Residents also said they wanted to see more things to do along the riverfront and more natural areas to enjoy along the Mississippi — paired with some sort of permanent flood protection.
"Access was a big issue that people had about flooding, whether it was impact to their business because roads were closed and they couldn't get there, or just getting across town and access to city facilities," Stadelmann said. "And then, of course, the impact of flooding that is has on businesses, on people and their residences, and on community infrastructure."
More than 500 individuals responded to the online survey. Of those who responded, 74% were Davenport residents. The rest predominantly either worked or owned a business in Davenport or lived elsewhere in the Quad-Cities, according to HR Green.

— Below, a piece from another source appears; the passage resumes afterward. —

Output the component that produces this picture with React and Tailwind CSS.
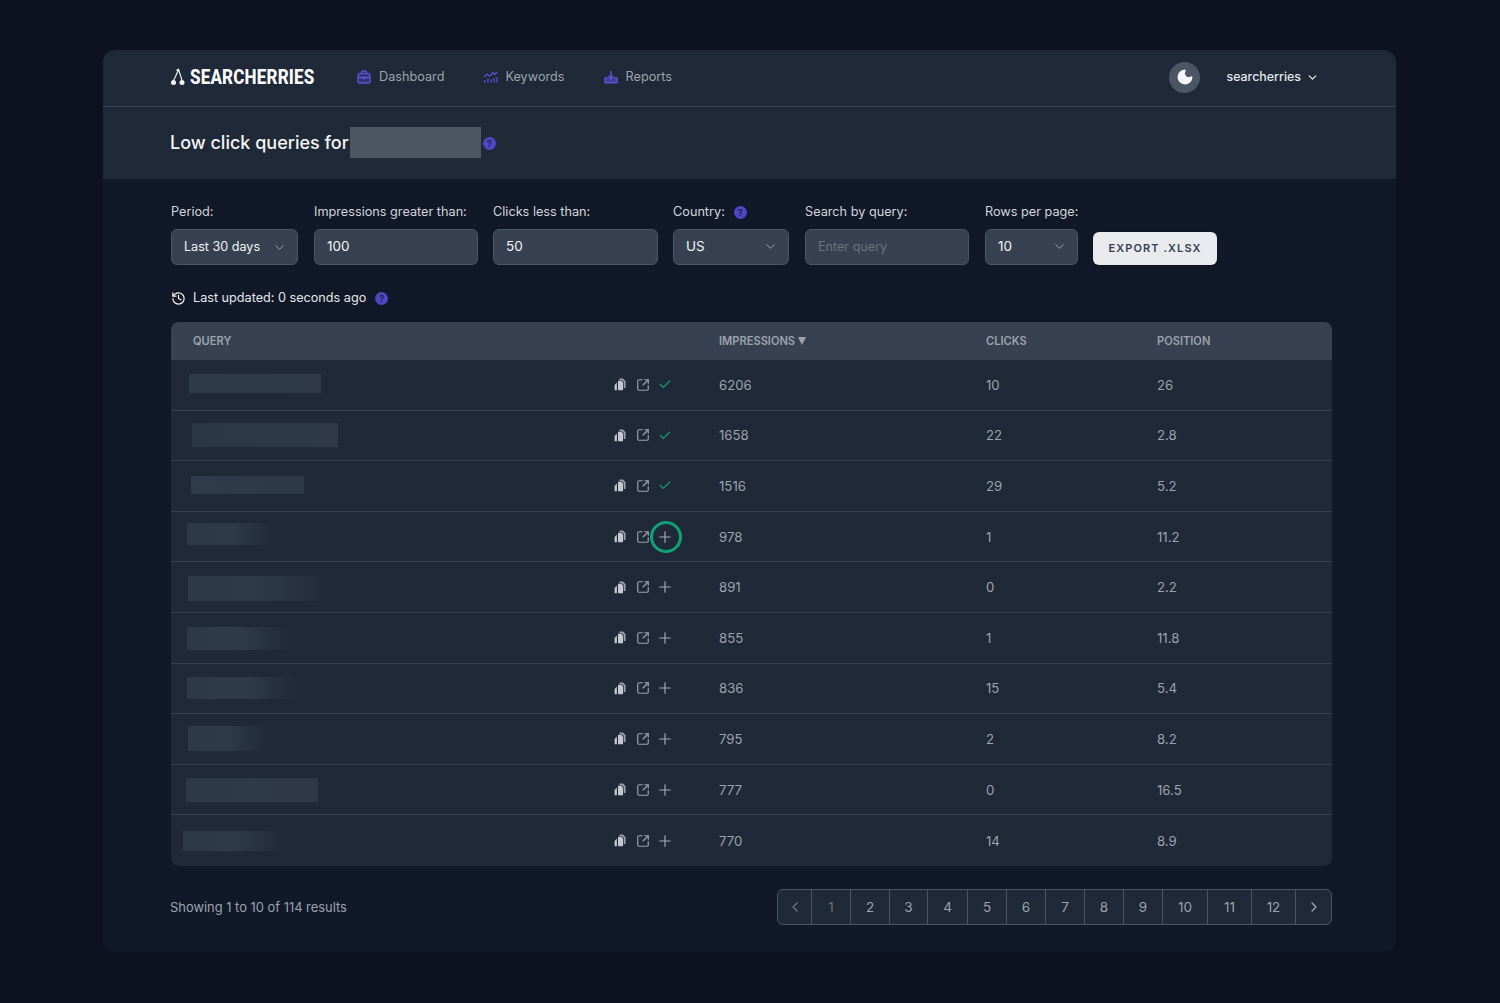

Key takeaways from the survey include:
- 73% of respondents said the city's flood strategy needs to prioritize protection for businesses and commercial buildings; 63% said a flood plan should prioritize homes and residents
- 64% said any flood plan should provide protection to the highest elevation possible
- 60% supported underground sewer improvements, seen as more cost effective and a first step that sets the groundwork for future improvements but are quicker to implement and would help prevent streets from flooding at certain flood stages. Other respondents saw it as too low of a bar for flood protection that requires too much maintenance
- 50% supported the construction of berms and elevating roads, feeling the former was more visually attractive than a wall. Residents also saw the strategy as an opportunity to still allow pedestrian and recreational uses along the riverfront while providing permanent and reliable flood protection at a lower maintenance cost. Others expressed concerns of obstructing views of the riverfront. Some expressed concerns about pushing flooding downstream
- 40% said they support construction of a flood wall as a viable long-term investment that will help protect businesses homes, residents and city infrastructure from flooding that's forecast to only get worse
Davenport Public Works Director Nicole Gleason said Davenport aldermen will be asked to provide feedback and direction to HR Green in the coming few weeks on the conceptual strategies to help the consultant refine the preferred strategies and draft recommendations.
Gleason said HR Green will launch another round of public engagement this summer to gather feedback on proposed recommendations before presenting a full report and finalized proposal to aldermen this fall, including proposed funding and implementation strategies.